Calvin and the Colonel

Everything About Fiction You Never Wanted to Know.

One of the first prime-time cartoons, the show (aired 1961-62 on ABC) was about Col. Montgomery J. Klaxon, a fox, and his patsy, Calvin Burnside, a bear. The colonel was constantly coming up with get-rich-quick Zany Schemes, all of which tended to backfire. Rounding out the cast were the colonel's wife, Maggie Belle; her sister Susan, and Oliver Wendell Clutch, the colonel's shady lawyer.

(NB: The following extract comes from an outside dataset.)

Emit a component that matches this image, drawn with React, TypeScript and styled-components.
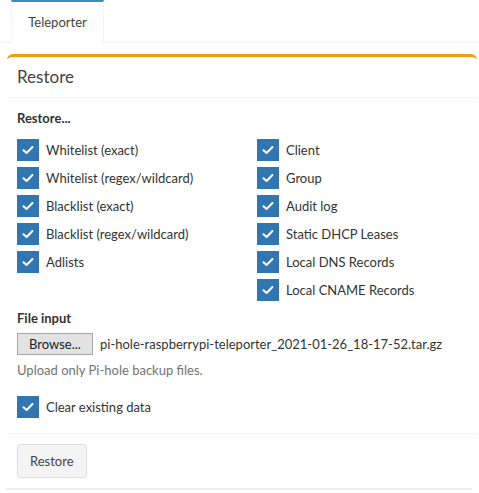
import React from 'react';
import styled, { createGlobalStyle } from 'styled-components';

const GlobalStyle = createGlobalStyle`
  body {
    margin: 0;
    background: #fff;
    font-family: Lato, "Liberation Sans", sans-serif;
    font-size: 13px;
    color: #333;
  }
`;

const Page = styled.div`
  width: 479px;
`;

const TabBar = styled.div`
  display: flex;
  padding-left: 11px;
  border-bottom: 1px solid #f4f4f4;
  height: 42px;
`;

const Tab = styled.div`
  width: 93px;
  box-sizing: border-box;
  height: 44px;
  border-top: 2px solid #3c8dbc;
  border-left: 1px solid #f4f4f4;
  border-right: 1px solid #f4f4f4;
  background: #fff;
  color: #444;
  display: flex;
  align-items: center;
  justify-content: center;
  padding-bottom: 2px;
`;

const Box = styled.div`
  margin: 11px 2px 0 7px;
  border-top: 3px solid #f39c12;
  border-radius: 6px 6px 0 0;
`;

const BoxHeader = styled.div`
  padding: 6px 10px 7px;
  font-size: 17px;
  line-height: 27px;
  border-bottom: 1px solid #f4f4f4;
  color: #444;
`;

const BoxBody = styled.div`
  padding: 10px 10px 12px;
`;

const Heading = styled.div<{ $gap: number }>`
  font-weight: 700;
  line-height: 20px;
  margin-bottom: ${p => p.$gap}px;
`;

const Columns = styled.div`
  display: grid;
  grid-template-columns: 240px 1fr;
`;

const Column = styled.div`
  display: flex;
  flex-direction: column;
`;

const CheckRow = styled.label`
  display: flex;
  align-items: center;
  height: 28px;
  gap: 7px;
`;

const CheckBox = styled.span`
  width: 22px;
  height: 22px;
  background: #3276b1;
  display: flex;
  align-items: center;
  justify-content: center;
  flex-shrink: 0;
`;

const Section = styled.div<{ $top: number }>`
  margin-top: ${p => p.$top}px;
`;

const FileRow = styled.div`
  display: flex;
  align-items: center;
  gap: 7px;
  white-space: nowrap;
`;

const BrowseButton = styled.button`
  font-family: inherit;
  font-size: 13px;
  color: #222;
  background: #e2e2e2;
  border: 1px solid #a8a8a8;
  height: 22px;
  width: 76px;
  padding: 0;
`;

const Help = styled.div`
  color: #737373;
  margin-top: 5px;
  line-height: 20px;
`;

const BoxFooter = styled.div`
  border-top: 1px solid #f4f4f4;
  padding: 10px;
`;

const Button = styled.button`
  font-family: inherit;
  font-size: 13px;
  color: #444;
  background: #f4f4f4;
  border: 1px solid #ddd;
  border-radius: 3px;
  height: 34px;
  padding: 0 12px;
`;

const BottomLine = styled.div`
  margin: 0 7px 0 6px;
  border-top: 2px solid #eee;
`;

const Check = () => (
  <svg width="12" height="10" viewBox="0 0 12 10">
    <path d="M1.5 5.2 L4.6 8 L10.5 2" fill="none" stroke="#fff" strokeWidth="2" strokeLinecap="round" strokeLinejoin="round" />
  </svg>
);

const Item: React.FC<{ label: string }> = ({ label }) => (
  <CheckRow>
    <CheckBox><Check /></CheckBox>
    {label}
  </CheckRow>
);

const left = ['Whitelist (exact)', 'Whitelist (regex/wildcard)', 'Blacklist (exact)', 'Blacklist (regex/wildcard)', 'Adlists'];
const right = ['Client', 'Group', 'Audit log', 'Static DHCP Leases', 'Local DNS Records', 'Local CNAME Records'];

export default function App() {
  return (
    <Page>
      <GlobalStyle />
      <TabBar>
        <Tab>Teleporter</Tab>
      </TabBar>
      <Box>
        <BoxHeader>Restore</BoxHeader>
        <BoxBody>
          <Heading $gap={8}>Restore...</Heading>
          <Columns>
            <Column>{left.map(l => <Item key={l} label={l} />)}</Column>
            <Column>{right.map(l => <Item key={l} label={l} />)}</Column>
          </Columns>
          <Section $top={4}>
            <Heading $gap={5}>File input</Heading>
            <FileRow>
              <BrowseButton>Browse...</BrowseButton>
              <span>pi-hole-raspberrypi-teleporter_2021-01-26_18-17-52.tar.gz</span>
            </FileRow>
            <Help>Upload only Pi-hole backup files.</Help>
          </Section>
          <Section $top={13}>
            <Item label="Clear existing data" />
          </Section>
        </BoxBody>
        <BoxFooter>
          <Button>Restore</Button>
        </BoxFooter>
      </Box>
      <BottomLine />
    </Page>
  );
}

The show was essentially a remake of Amos & Andy, which by then was taken off television due to racist stereotypes. The creators decided to take the same show and use cartoon animals in its place. It didn't work. The show only lasted one season.


Tropes used in Calvin and the Colonel include:
  • Ambulance Chaser: Judge Oliver Wendell Clutch is this, definitely. His role in the show is to provide the colonel with legal loopholes in order to pull off an unlawful scheme (which most of the time doesn't work anyway).
  • Cast Herd: There are two: one with Colonel, Maggie Belle and Sister Sue, and the other with Colonel (again), Calvin and Judge Clutch. Even though they all appear in (almost) every episode, Calvin's (on-screen) interaction with the colonel's wife and sister-in-law are minimal at best. The only time we see Judge Cluch interacting with Maggie and Sue is in the end of "Colonel's Old Flame".
  • Creator Killer: The show's failure ended up bankrupting TV Spots, the animation studio.
  • Criminal Doppelganger: The colonel suspected in one episode that his sister-in-law was a jewel thief known as the "Polka Dot Bandit". Then the colonel himself got arrested because the police discovered that the thief was really a man disguised as a woman and the colonel happened to be carrying the polka-dot dress (he was going to turn her in). The real thief was finally captured in the end. The thief turned out to be Sister Sue's ex-fiancé, who plotted to frame her for the robbery.
  • Dartboard of Hate: The Colonel has one of Sister Sue in his office.
  • Expy: Of Amos & Andy, as described above.
  • Fully-Dressed Cartoon Animal: Maggie Belle and her sister Sue in the main cast.
  • Furry Confusion: Apparently, in the show's universe humans exist, but in a manner that is equivalent to animals in our world. Judge Clutch is seen watching humans perform dog tricks on TV, leading him to tell the colonel, "Did you know they actually have people in there talking like animals? It's completely unbelievable!"
  • Half-Dressed Cartoon Animal: The Colonel, Calvin and several other characters.
  • Hey, It's That Voice!: Judge Clutch was voiced by Paul Frees, whom you may recognize in other cartoons.
    • A lot of incidental female characters were voiced by June Foray, another prominent voice actress, without screen credit.
  • Keep Circulating the Tapes: Mostly in black-and-white, although some color copies recently resurfaced into some collectors' hands.
  • Laugh Track: An animated example.
  • Obnoxious In-Laws: Colonel's sister-in-law Susan. Justified in that the Colonel is not exactly an honest man.
  • Shady Real Estate Agent: The colonel.
  • The Teaser: As with the other prime-time cartoons released at the time, Calvin and the Colonel had cold openings during its ABC broadcast. However in syndication reruns they were removed.
  • Thick Line Animation
  • Throw the Dog a Bone: The colonel gets one in the end of Wheeling and Dealing, where he goes through the usual Zany Scheme in order to replace his nephew's car (which got filled with cement...ItMakesSenseInContext) before shipping it out to him in California. Where this differs from other episodes is that the colonel's plan actually succeeded, and his wife and sister-in-law praise him for getting the job done. The colonel admits to the audience that he didn't earn the praise and affection, but because it rarely happens he decides to take it anyway.
  • Title Sequence Replacement: When the show went into syndication, they attached the earlier, more abstract opening sequence to every episode. In the original broadcast this opening was only used in the first six episodes.
  • Xanatos Gambit: Colonel's nephew, Newton (a con man himself), pulls this off when he visits in one episode.
  • Zany Scheme: The whole premise of this show.